__Do this__.
Write the data out again exactly, with no pictures.

__Dataset extract__.
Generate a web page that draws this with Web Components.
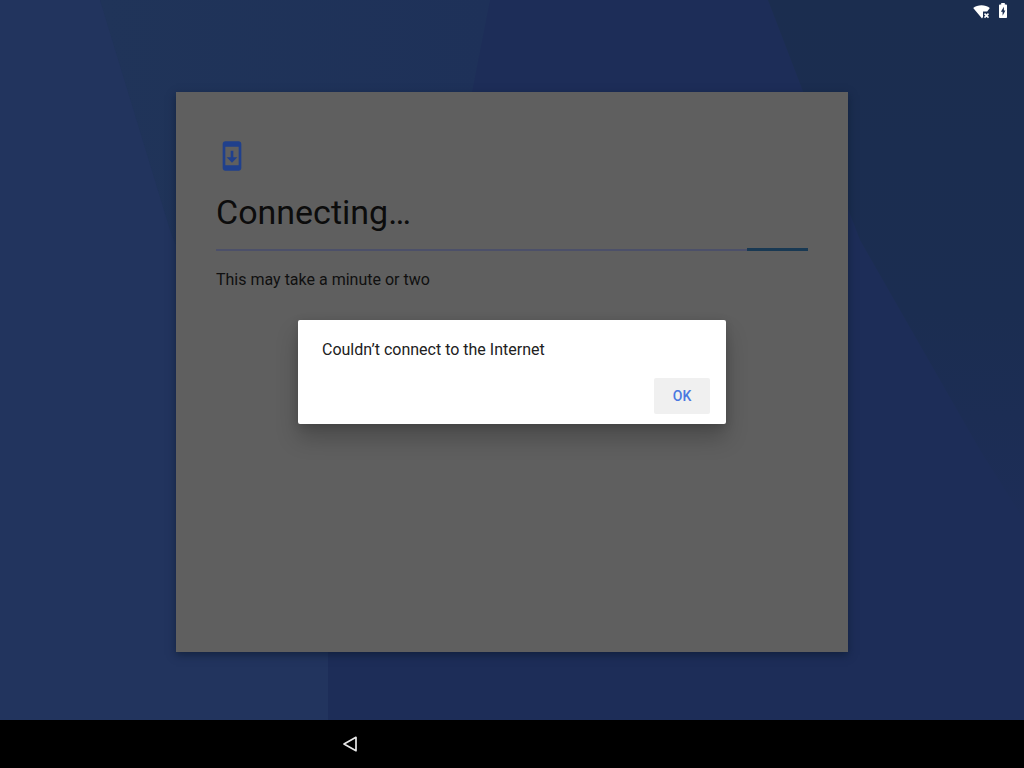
<!DOCTYPE html>
<html lang="en">
<head>
<meta charset="utf-8">
<meta name="viewport" content="width=device-width, initial-scale=1">
<title>Setup</title>
<style>
  html, body { margin: 0; height: 100%; }
  body { font-family: Roboto, "Liberation Sans", sans-serif; background: #000; }
</style>
</head>
<body>
<setup-screen>
  <status-bar slot="status"></status-bar>
  <setup-card heading="Connecting…">
    <setup-progress slot="progress"></setup-progress>
    This may take a minute or two
  </setup-card>
  <alert-dialog slot="dialog" action="OK">Couldn’t connect to the Internet</alert-dialog>
  <nav-bar slot="nav"></nav-bar>
</setup-screen>

<script>
const define = (name, html, setup) => {
  const template = document.createElement('template');
  template.innerHTML = html;
  customElements.define(name, class extends HTMLElement {
    constructor() {
      super();
      this.attachShadow({ mode: 'open' }).append(template.content.cloneNode(true));
    }
    connectedCallback() { if (setup) setup(this, this.shadowRoot); }
  });
};

define('setup-screen', `
  <style>
    :host { display: flex; flex-direction: column; min-height: 100vh; }
    .desk { position: relative; flex: 1; display: flex; flex-direction: column; background: #1d2d58; }
    .wallpaper { position: absolute; inset: 0; width: 100%; height: 100%; }
    .status, main { position: relative; }
    main { flex: 1; display: flex; align-items: center; justify-content: center; }
    .overlay { position: absolute; inset: 0; display: flex; align-items: center; justify-content: center; }
  </style>
  <div class="desk">
    <svg class="wallpaper" viewBox="0 0 1024 720" preserveAspectRatio="none" aria-hidden="true">
      <defs>
        <linearGradient id="band" x1="0" y1="0" x2="1" y2="0">
          <stop offset="0" stop-color="#203459"/><stop offset="1" stop-color="#1e3159"/>
        </linearGradient>
        <linearGradient id="corner" x1="0" y1="0" x2="0" y2="1">
          <stop offset="0" stop-color="#1b2d4f"/><stop offset=".6" stop-color="#1b2d51"/><stop offset="1" stop-color="#1d2d57"/>
        </linearGradient>
      </defs>
      <path fill="url(#band)" d="M100 0H490L472 92L340 600L240 720Z"/>
      <path fill="#22345e" d="M0 0H100L170 230L328 640V720H0Z"/>
      <path fill="url(#corner)" d="M768 0H1024V520L980 450L860 240Z"/>
    </svg>
    <div class="status"><slot name="status"></slot></div>
    <main>
      <slot></slot>
      <div class="overlay"><slot name="dialog"></slot></div>
    </main>
  </div>
  <slot name="nav"></slot>
`);

define('status-bar', `
  <style>
    :host { display: flex; justify-content: flex-end; align-items: center; gap: 4px;
            height: 24px; padding: 0 12px 2px; box-sizing: border-box; }
    svg { display: block; fill: #fff; }
  </style>
  <svg width="18" height="18" viewBox="0 0 18 18" role="img" aria-label="Wi-Fi without Internet">
    <path d="M1.200 6C5.500 2.300 13.500 2.300 17.800 6L15.200 9.500H11V15L10 16.500Z"/>
    <path d="M12.500 11.600L16.500 15.600M16.500 11.600L12.500 15.600" stroke="#fff" stroke-width="1.500"/>
  </svg>
  <svg width="18" height="18" viewBox="0 0 18 18" role="img" aria-label="Battery charging">
    <path fill-rule="evenodd" d="M7.200 1H10.800V2.600H12.200Q13 2.600 13 3.400V15.200Q13 16 12.200 16H5.800Q5 16 5 15.200V3.400Q5 2.600 5.800 2.600H7.200ZM9.900 4.700L6.900 9.800H8.600V13.800L11.400 8.600H9.900Z"/>
  </svg>
`);

define('setup-card', `
  <style>
    :host { display: block; box-sizing: border-box; width: 672px; max-width: 100%; min-height: 560px;
            padding: 48px 40px; background: #5f5f5f; color: #101010;
            box-shadow: 0 3px 8px rgba(10, 25, 45, .6); }
    svg { display: block; fill: #20408c; }
    h1 { margin: 18px 0 14px; font-size: 34px; line-height: 44px; font-weight: 400; color: #0c0c0c; }
    p { margin: 17px 0 0; font-size: 16px; line-height: 24px; }
  </style>
  <svg width="32" height="32" viewBox="0 0 24 24" aria-hidden="true">
    <path d="M17 1.010L7 1c-1.100 0-2 .9-2 2v18c0 1.100.9 2 2 2h10c1.100 0 2-.9 2-2V3c0-1.100-.9-1.990-2-1.990zM17 19H7V5h10v14zm-1-6h-3V8h-2v5H8l4 4 4-4z"/>
  </svg>
  <h1></h1>
  <slot name="progress"></slot>
  <p><slot></slot></p>
`, (el, root) => { root.querySelector('h1').textContent = el.getAttribute('heading'); });

define('setup-progress', `
  <style>
    :host { display: block; }
    .track { display: flex; justify-content: flex-end; align-items: center; height: 3px;
             background: linear-gradient(#4c5069, #4c5069) center / 100% 2px no-repeat; }
    .bar { width: 61px; height: 3px; background: #193953; }
  </style>
  <div class="track" role="progressbar" aria-label="Connecting"><div class="bar"></div></div>
`);

define('alert-dialog', `
  <style>
    :host { display: block; box-sizing: border-box; width: 428px; max-width: 100%; background: #fff;
            border-radius: 2px; padding: 18px 16px 10px 24px;
            box-shadow: 0 14px 22px rgba(0, 0, 0, .22), 0 2px 8px rgba(0, 0, 0, .14); }
    p { margin: 0 0 16px; font-size: 16px; line-height: 24px; color: #212121; }
    .actions { display: flex; justify-content: flex-end; }
    button { width: 56px; height: 36px; padding: 0; border: 0; border-radius: 2px; background: #f0f0f0;
             font: 500 14px/20px Roboto, "Liberation Sans", sans-serif; color: #4a78e0; }
  </style>
  <div role="alertdialog" aria-labelledby="message">
    <p id="message"><slot></slot></p>
    <div class="actions"><button type="button"></button></div>
  </div>
`, (el, root) => { root.querySelector('button').textContent = el.getAttribute('action'); });

define('nav-bar', `
  <style>
    :host { display: flex; justify-content: center; height: 48px; background: #000; }
    nav { display: grid; grid-template-columns: repeat(3, 162px); }
    button { display: flex; align-items: center; justify-content: center; border: 0; padding: 0; background: none; }
  </style>
  <nav aria-label="System navigation">
    <button type="button" aria-label="Back">
      <svg width="24" height="24" viewBox="0 0 24 24" fill="none" stroke="#e8e8e8" stroke-width="1.700" stroke-linejoin="round" aria-hidden="true">
        <path d="M18 5.300V18.700L6 12Z"/>
      </svg>
    </button>
  </nav>
`);
</script>
</body>
</html>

__Output__.
Generate a web page that draws this with Web Components.
<!DOCTYPE html>
<html lang="en">
<head>
<meta charset="utf-8">
<meta name="viewport" content="width=device-width, initial-scale=1">
<title>Setup</title>
<style>
  html, body { margin: 0; height: 100%; }
  body { font-family: Roboto, "Liberation Sans", sans-serif; background: #000; }
</style>
</head>
<body>
<setup-screen>
  <status-bar slot="status"></status-bar>
  <setup-card heading="Connecting…">
    <setup-progress slot="progress"></setup-progress>
    This may take a minute or two
  </setup-card>
  <alert-dialog slot="dialog" action="OK">Couldn’t connect to the Internet</alert-dialog>
  <nav-bar slot="nav"></nav-bar>
</setup-screen>

<script>
const define = (name, html, setup) => {
  const template = document.createElement('template');
  template.innerHTML = html;
  customElements.define(name, class extends HTMLElement {
    constructor() {
      super();
      this.attachShadow({ mode: 'open' }).append(template.content.cloneNode(true));
    }
    connectedCallback() { if (setup) setup(this, this.shadowRoot); }
  });
};

define('setup-screen', `
  <style>
    :host { display: flex; flex-direction: column; min-height: 100vh; }
    .desk { position: relative; flex: 1; display: flex; flex-direction: column; background: #1d2d58; }
    .wallpaper { position: absolute; inset: 0; width: 100%; height: 100%; }
    .status, main { position: relative; }
    main { flex: 1; display: flex; align-items: center; justify-content: center; }
    .overlay { position: absolute; inset: 0; display: flex; align-items: center; justify-content: center; }
  </style>
  <div class="desk">
    <svg class="wallpaper" viewBox="0 0 1024 720" preserveAspectRatio="none" aria-hidden="true">
      <defs>
        <linearGradient id="band" x1="0" y1="0" x2="1" y2="0">
          <stop offset="0" stop-color="#203459"/><stop offset="1" stop-color="#1e3159"/>
        </linearGradient>
        <linearGradient id="corner" x1="0" y1="0" x2="0" y2="1">
          <stop offset="0" stop-color="#1b2d4f"/><stop offset=".6" stop-color="#1b2d51"/><stop offset="1" stop-color="#1d2d57"/>
        </linearGradient>
      </defs>
      <path fill="url(#band)" d="M100 0H490L472 92L340 600L240 720Z"/>
      <path fill="#22345e" d="M0 0H100L170 230L328 640V720H0Z"/>
      <path fill="url(#corner)" d="M768 0H1024V520L980 450L860 240Z"/>
    </svg>
    <div class="status"><slot name="status"></slot></div>
    <main>
      <slot></slot>
      <div class="overlay"><slot name="dialog"></slot></div>
    </main>
  </div>
  <slot name="nav"></slot>
`);

define('status-bar', `
  <style>
    :host { display: flex; justify-content: flex-end; align-items: center; gap: 4px;
            height: 24px; padding: 0 12px 2px; box-sizing: border-box; }
    svg { display: block; fill: #fff; }
  </style>
  <svg width="18" height="18" viewBox="0 0 18 18" role="img" aria-label="Wi-Fi without Internet">
    <path d="M1.200 6C5.500 2.300 13.500 2.300 17.800 6L15.200 9.500H11V15L10 16.500Z"/>
    <path d="M12.500 11.600L16.500 15.600M16.500 11.600L12.500 15.600" stroke="#fff" stroke-width="1.500"/>
  </svg>
  <svg width="18" height="18" viewBox="0 0 18 18" role="img" aria-label="Battery charging">
    <path fill-rule="evenodd" d="M7.200 1H10.800V2.600H12.200Q13 2.600 13 3.400V15.200Q13 16 12.200 16H5.800Q5 16 5 15.200V3.400Q5 2.600 5.800 2.600H7.200ZM9.900 4.700L6.900 9.800H8.600V13.800L11.400 8.600H9.900Z"/>
  </svg>
`);

define('setup-card', `
  <style>
    :host { display: block; box-sizing: border-box; width: 672px; max-width: 100%; min-height: 560px;
            padding: 48px 40px; background: #5f5f5f; color: #101010;
            box-shadow: 0 3px 8px rgba(10, 25, 45, .6); }
    svg { display: block; fill: #20408c; }
    h1 { margin: 18px 0 14px; font-size: 34px; line-height: 44px; font-weight: 400; color: #0c0c0c; }
    p { margin: 17px 0 0; font-size: 16px; line-height: 24px; }
  </style>
  <svg width="32" height="32" viewBox="0 0 24 24" aria-hidden="true">
    <path d="M17 1.010L7 1c-1.100 0-2 .9-2 2v18c0 1.100.9 2 2 2h10c1.100 0 2-.9 2-2V3c0-1.100-.9-1.990-2-1.990zM17 19H7V5h10v14zm-1-6h-3V8h-2v5H8l4 4 4-4z"/>
  </svg>
  <h1></h1>
  <slot name="progress"></slot>
  <p><slot></slot></p>
`, (el, root) => { root.querySelector('h1').textContent = el.getAttribute('heading'); });

define('setup-progress', `
  <style>
    :host { display: block; }
    .track { display: flex; justify-content: flex-end; align-items: center; height: 3px;
             background: linear-gradient(#4c5069, #4c5069) center / 100% 2px no-repeat; }
    .bar { width: 61px; height: 3px; background: #193953; }
  </style>
  <div class="track" role="progressbar" aria-label="Connecting"><div class="bar"></div></div>
`);

define('alert-dialog', `
  <style>
    :host { display: block; box-sizing: border-box; width: 428px; max-width: 100%; background: #fff;
            border-radius: 2px; padding: 18px 16px 10px 24px;
            box-shadow: 0 14px 22px rgba(0, 0, 0, .22), 0 2px 8px rgba(0, 0, 0, .14); }
    p { margin: 0 0 16px; font-size: 16px; line-height: 24px; color: #212121; }
    .actions { display: flex; justify-content: flex-end; }
    button { width: 56px; height: 36px; padding: 0; border: 0; border-radius: 2px; background: #f0f0f0;
             font: 500 14px/20px Roboto, "Liberation Sans", sans-serif; color: #4a78e0; }
  </style>
  <div role="alertdialog" aria-labelledby="message">
    <p id="message"><slot></slot></p>
    <div class="actions"><button type="button"></button></div>
  </div>
`, (el, root) => { root.querySelector('button').textContent = el.getAttribute('action'); });

define('nav-bar', `
  <style>
    :host { display: flex; justify-content: center; height: 48px; background: #000; }
    nav { display: grid; grid-template-columns: repeat(3, 162px); }
    button { display: flex; align-items: center; justify-content: center; border: 0; padding: 0; background: none; }
  </style>
  <nav aria-label="System navigation">
    <button type="button" aria-label="Back">
      <svg width="24" height="24" viewBox="0 0 24 24" fill="none" stroke="#e8e8e8" stroke-width="1.700" stroke-linejoin="round" aria-hidden="true">
        <path d="M18 5.300V18.700L6 12Z"/>
      </svg>
    </button>
  </nav>
`);
</script>
</body>
</html>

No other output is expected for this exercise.